Recipe 1.2. Converting Between Characters and Numeric Codes

Credit: Luther Blissett

Problem

You need to turn a character into its numeric ASCII (ISO) or Unicode code, and vice versa.

Solution

That's what the built-in functions ord and chr are for:

>>> print ord('a')
97
>>> print chr(97)
a

The built-in function ord also accepts as its argument a Unicode string of length one, in which case it returns a Unicode code value, up to 65536. To make a Unicode string of length one from a numeric Unicode code value, use the built-in function unichr:

>>> print ord(u'\u2020')
8224
>>> print repr(unichr(8224))
u'\u2020'

Discussion

It's a mundane task, to be sure, but it is sometimes useful to turn a character (which in Python just means a string of length one) into its ASCII or Unicode code, and vice versa. The built-in functions ord, chr, and unichr cover all the related needs. Note, in particular, the huge difference between chr(n) and str(n), which beginners sometimes confuse...:

>>> print repr(chr(97))
'a'
>>> print repr(str(97))
'97'

chr takes as its argument a small integer and returns the corresponding single-character string according to ASCII, while str, called with any integer, returns the string that is the decimal representation of that integer.
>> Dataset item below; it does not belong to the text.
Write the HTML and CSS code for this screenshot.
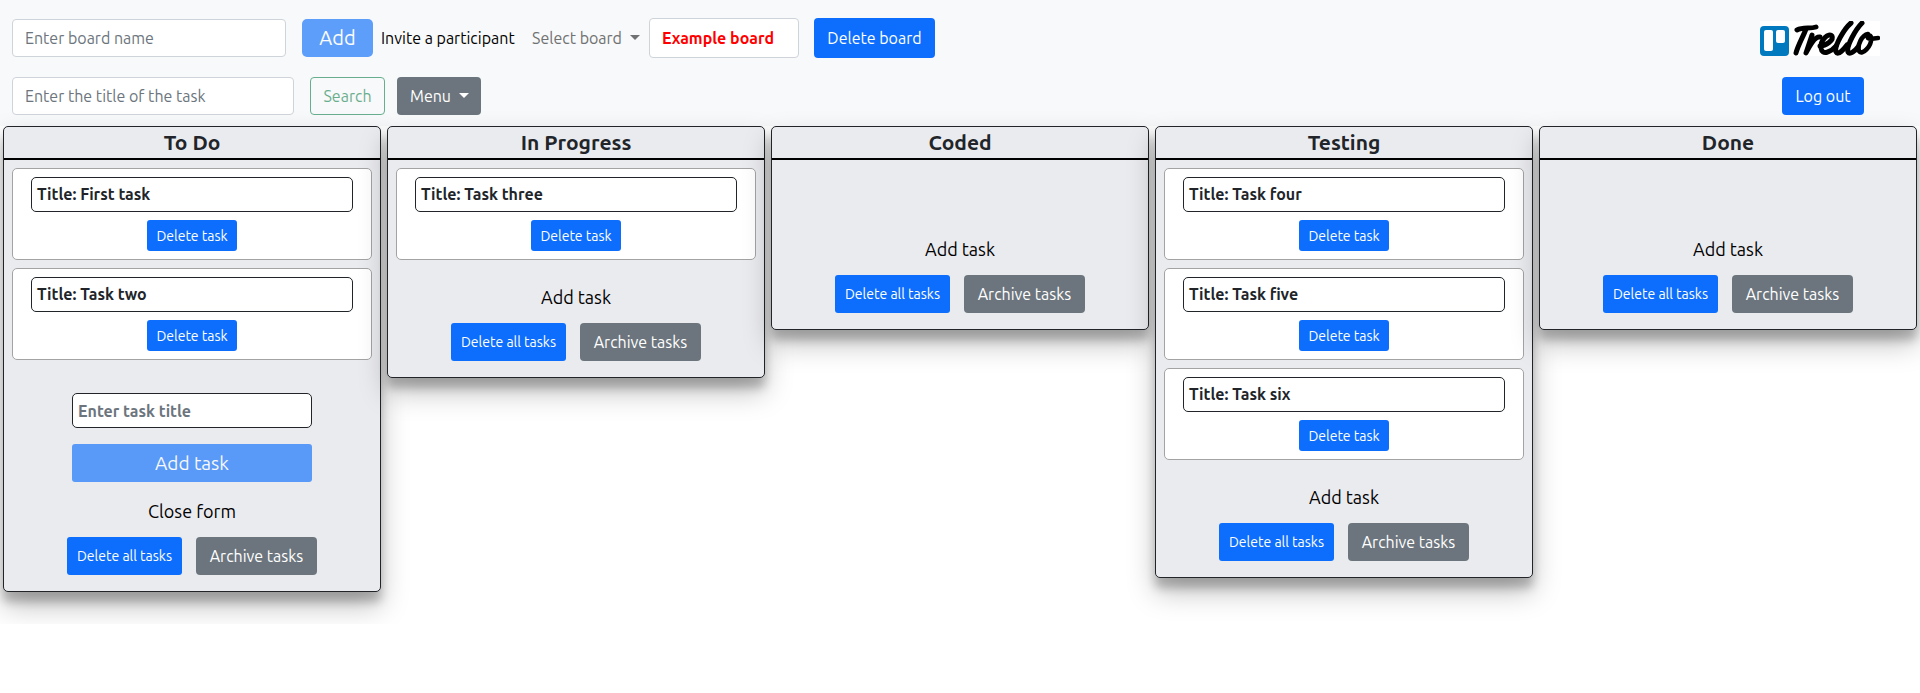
FILE: index.html
```html
<!DOCTYPE html>
<html lang="en">
<head>
<meta charset="utf-8">
<title>Trello</title>
<link rel="stylesheet" href="styles.css">
</head>
<body>
<header class="navbar">
  <div class="bar">
    <form class="board-form">
      <input class="field board-name" type="text" placeholder="Enter board name" aria-label="Board name">
      <button class="btn primary add faded" type="button">Add</button>
    </form>
    <a class="invite" href="#">Invite a participant</a>
    <button class="select-board caret" type="button">Select board</button>
    <input class="field current" type="text" value="Example board" aria-label="Current board">
    <button class="btn primary delete-board" type="button">Delete board</button>
    <a class="logo" href="#" aria-label="Trello">
      <svg viewBox="0 0 120 35" width="120" height="35" aria-hidden="true">
        <rect width="120" height="35" fill="#fff"/>
        <rect y="5" width="29" height="30" rx="4" fill="#0079bf"/>
        <rect x="4" y="9" width="9" height="21" rx="2" fill="#fff"/>
        <rect x="16" y="9" width="9" height="13" rx="2" fill="#fff"/>
        <g fill="none" stroke="#000" stroke-width="5" stroke-linecap="round" stroke-linejoin="round">
          <path d="M37 9C43 6 50 8 56 6M46 8C43 16 38 24 36 32"/>
          <path d="M52 14L46 32C50 24 55 15 60 16"/>
          <path d="M60 25C66 25 74 19 72 15C69 11 60 19 61 27C62 35 71 31 76 25"/>
          <path d="M91 2C84 8 74 25 76 31C78 35 84 28 87 24"/>
          <path d="M102 2C96 8 86 25 88 31C90 34 95 30 98 26"/>
          <path d="M108 13C102 14 97 24 99 30C102 35 112 25 111 17C111 13 107 15 108 17C110 19 114 17 118 17" stroke-width="4.6"/>
        </g>
      </svg>
    </a>
  </div>
  <div class="bar second">
    <input class="field search" type="search" placeholder="Enter the title of the task" aria-label="Task title">
    <button class="btn outline" type="button">Search</button>
    <button class="btn secondary menu caret" type="button">Menu</button>
    <button class="btn primary logout" type="button">Log out</button>
  </div>
</header>
<main class="board">
  <section class="column">
    <h2 class="heading">To Do</h2>
    <div class="list">
      <article class="card"><p class="title">Title: First task</p><button class="btn primary small" type="button">Delete task</button></article>
      <article class="card"><p class="title">Title: Task two</p><button class="btn primary small" type="button">Delete task</button></article>
    </div>
    <form class="task-form">
      <input class="task-input" type="text" placeholder="Enter task title" aria-label="New task title">
      <button class="btn primary faded submit" type="button">Add task</button>
    </form>
    <button class="toggle" type="button">Close form</button>
    <div class="actions"><button class="btn primary all" type="button">Delete all tasks</button><button class="btn secondary" type="button">Archive tasks</button></div>
  </section>
  <section class="column">
    <h2 class="heading">In Progress</h2>
    <div class="list">
      <article class="card"><p class="title">Title: Task three</p><button class="btn primary small" type="button">Delete task</button></article>
    </div>
    <button class="toggle" type="button">Add task</button>
    <div class="actions"><button class="btn primary all" type="button">Delete all tasks</button><button class="btn secondary" type="button">Archive tasks</button></div>
  </section>
  <section class="column">
    <h2 class="heading">Coded</h2>
    <div class="list"></div>
    <button class="toggle" type="button">Add task</button>
    <div class="actions"><button class="btn primary all" type="button">Delete all tasks</button><button class="btn secondary" type="button">Archive tasks</button></div>
  </section>
  <section class="column">
    <h2 class="heading">Testing</h2>
    <div class="list">
      <article class="card"><p class="title">Title: Task four</p><button class="btn primary small" type="button">Delete task</button></article>
      <article class="card"><p class="title">Title: Task five</p><button class="btn primary small" type="button">Delete task</button></article>
      <article class="card"><p class="title">Title: Task six</p><button class="btn primary small" type="button">Delete task</button></article>
    </div>
    <button class="toggle" type="button">Add task</button>
    <div class="actions"><button class="btn primary all" type="button">Delete all tasks</button><button class="btn secondary" type="button">Archive tasks</button></div>
  </section>
  <section class="column">
    <h2 class="heading">Done</h2>
    <div class="list"></div>
    <button class="toggle" type="button">Add task</button>
    <div class="actions"><button class="btn primary all" type="button">Delete all tasks</button><button class="btn secondary" type="button">Archive tasks</button></div>
  </section>
</main>
</body>
</html>
```
FILE: styles.css
```css
* { box-sizing: border-box; }
body {
  margin: 0;
  background: #fff;
  color: #212529;
  font: 16px/24px Ubuntu, "Noto Sans", sans-serif;
}
button, input { font: inherit; color: inherit; margin: 0; }
button { cursor: pointer; white-space: nowrap; }
.navbar {
  display: flex;
  flex-direction: column;
  gap: 19px;
  padding: 18px 40px 11px 12px;
  background: #f8f9fa;
}
.bar { display: flex; align-items: center; height: 40px; }
.second { height: 38px; }
.board-form { display: flex; gap: 16px; }
.field {
  height: 38px;
  padding: 6px 12px;
  border: 1px solid #ced4da;
  border-radius: 4px;
  background: #fff;
}
.field::placeholder, .task-input::placeholder { color: #6c757d; opacity: 1; }
.board-name { width: 274px; }
.search { width: 282px; margin-right: 16px; appearance: none; }
.btn {
  height: 38px;
  padding: 0 12px;
  border: 1px solid transparent;
  border-radius: 4px;
  color: #fff;
}
.primary { background: #0d6efd; }
.secondary { background: #6c757d; }
.faded { opacity: .65; }
.add { width: 71px; font-size: 20px; border-radius: 5px; }
.outline { width: 75px; background: none; border-color: #198754; color: #198754; opacity: .65; }
.caret::after {
  content: "";
  display: inline-block;
  margin-left: 8px;
  vertical-align: 4px;
  border: 5px solid transparent;
  border-top-color: currentColor;
  border-bottom: 0;
}
.invite { width: 151px; margin-left: 8px; color: #000; text-decoration: none; white-space: nowrap; }
.select-board { width: 110px; padding: 0; border: 0; background: none; color: #707172; text-align: left; }
.current { width: 150px; height: 40px; margin: 0 15px 0 7px; color: #f00; font-weight: 700; }
.delete-board { width: 121px; height: 40px; padding: 0; }
.logo { display: flex; margin-left: auto; }
.menu { width: 84px; margin-left: 12px; }
.logout { width: 82px; margin: 0 16px 0 auto; }
.board {
  display: grid;
  grid-template-columns: repeat(5, minmax(0, 1fr));
  align-items: start;
  gap: 6px;
  padding: 0 3px 32px;
}
.column {
  display: flex;
  flex-direction: column;
  align-items: center;
  padding-bottom: 16px;
  border: 1px solid #212529;
  border-radius: 5px;
  background: #eaebef;
  box-shadow: 0 14px 28px rgba(0, 0, 0, .25), 0 10px 10px rgba(0, 0, 0, .22);
}
.heading {
  align-self: stretch;
  margin: 0;
  border-bottom: 2px solid #000;
  font-size: 21px;
  line-height: 31px;
  text-align: center;
}
.list {
  display: flex;
  flex-direction: column;
  align-self: stretch;
  gap: 8px;
  min-height: 52px;
  padding: 8px 8px 0;
}
.card {
  display: flex;
  flex-direction: column;
  align-items: center;
  gap: 8px;
  padding: 8px 18px;
  border: 1px solid #a3a3a3;
  border-radius: 5px;
  background: #fff;
}
.title {
  align-self: stretch;
  margin: 0;
  padding: 0 5px;
  border: 1px solid #212529;
  border-radius: 5px;
  font-weight: 700;
  line-height: 33px;
}
.small { width: 90px; height: 31px; padding: 0; border-radius: 3px; font-size: 14px; }
.task-form { display: flex; flex-direction: column; gap: 16px; width: 240px; margin: 33px 0 -8px; }
.task-input {
  width: 100%;
  height: 35px;
  padding: 0 5px;
  border: 1px solid #212529;
  border-radius: 5px;
  background: #fff;
  font-weight: 700;
}
.submit { font-size: 19px; border-radius: 3px; }
.toggle { margin: 24px 0 12px; padding: 0; border: 0; background: none; color: #000; font-size: 18px; line-height: 27px; }
.actions { display: flex; gap: 14px; }
.actions .btn { width: 121px; padding: 0; }
.actions .all { width: 115px; border-radius: 3px; font-size: 14px; }
```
To turn a string into a list of character value codes, use the built-in functions map and ord together, as follows:

>>> print map(ord, 'ciao')
[99, 105, 97, 111]

To build a string from a list of character codes, use ''.join, map and chr; for example:

>>> print ''.join(map(chr, range(97, 100)))
abc

See Also

Documentation for the built-in functions chr, ord, and unichr in the Library Reference and Python in a Nutshell.